Sometimes the gap is genuine: missing parts, no keys, harder access, flat tyres or a car that no longer rolls. Sometimes the quote was vague from the start. The best protection for Blackburn owners is a clear description before the truck is sent.
Make Sure The Vehicle Matches The Quote
If the buyer quoted a complete car, check that the car is still complete. Battery, wheels, catalyst, lights, seats, panels and keys can all affect the assumption. If anyone removes something after the quote, tell the buyer before collection.
This matters when a car is shared between family members, stored at a garage, or sitting on a business yard. One person may borrow the battery, remove tools, change wheels or take a part without realising the quote depended on it.
Send fresh photos if there has been a delay. A vehicle can deteriorate while waiting, especially if it has been standing through rain, has a broken window, or has been moved around a yard. Updated photos keep the offer connected to reality.
Access Can Change The Practical Price
Collection access is one of the easiest things to under-describe. A car parked on a hill, squeezed between other vehicles, tucked behind locked gates or stuck in a narrow back lane may need more time than a car on an open drive.
Blackburn streets vary a lot. Some terraces are tight, some drives are steep, and some workshop yards have little turning space. Tell the buyer about slopes, parked cars, bollards, low walls, soft ground, missing wheels, seized brakes and opening hours.
If the car is moved after the quote, update the access notes. Moving it from a driveway to a roadside space, or from a garage forecourt into a locked yard, can change loading. The buyer should not discover that only when they arrive.
Ask What Would Reduce The Price
A good question is simple: "What would change this offer?" The answer may be missing catalyst, no battery, no wheels, no key, accident damage not shown, or impossible loading. Once you know the assumptions, you can check them before the booking.
This is not about arguing over every pound. It is about knowing whether the offer is firm for the condition described or only an estimate. A firm offer should still be attached to facts, not to a perfect version of the car that does not exist.
Keep the buyer's answer in writing. A message with the price, vehicle registration, collection area, missing parts and access notes is enough.

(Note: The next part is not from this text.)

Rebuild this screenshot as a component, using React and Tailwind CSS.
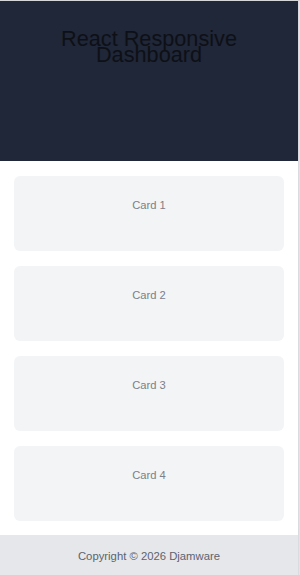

It gives both sides something clear to refer back to.
Confirm Again Before The Day
The day before collection, check the basics: keys found, vehicle accessible, personal belongings removed, tyres as described, no new parts removed, and the address or garage contact confirmed. If anything has changed, say so.
For vehicles at garages or yards, confirm the collection window with whoever controls the gate. A good quote can still go wrong if the truck arrives and no one can release the car.
Price changes are not always avoidable, but many are preventable. Keep the vehicle condition clear, keep access honest, keep the offer in writing, and do not let collection day become the first proper inspection.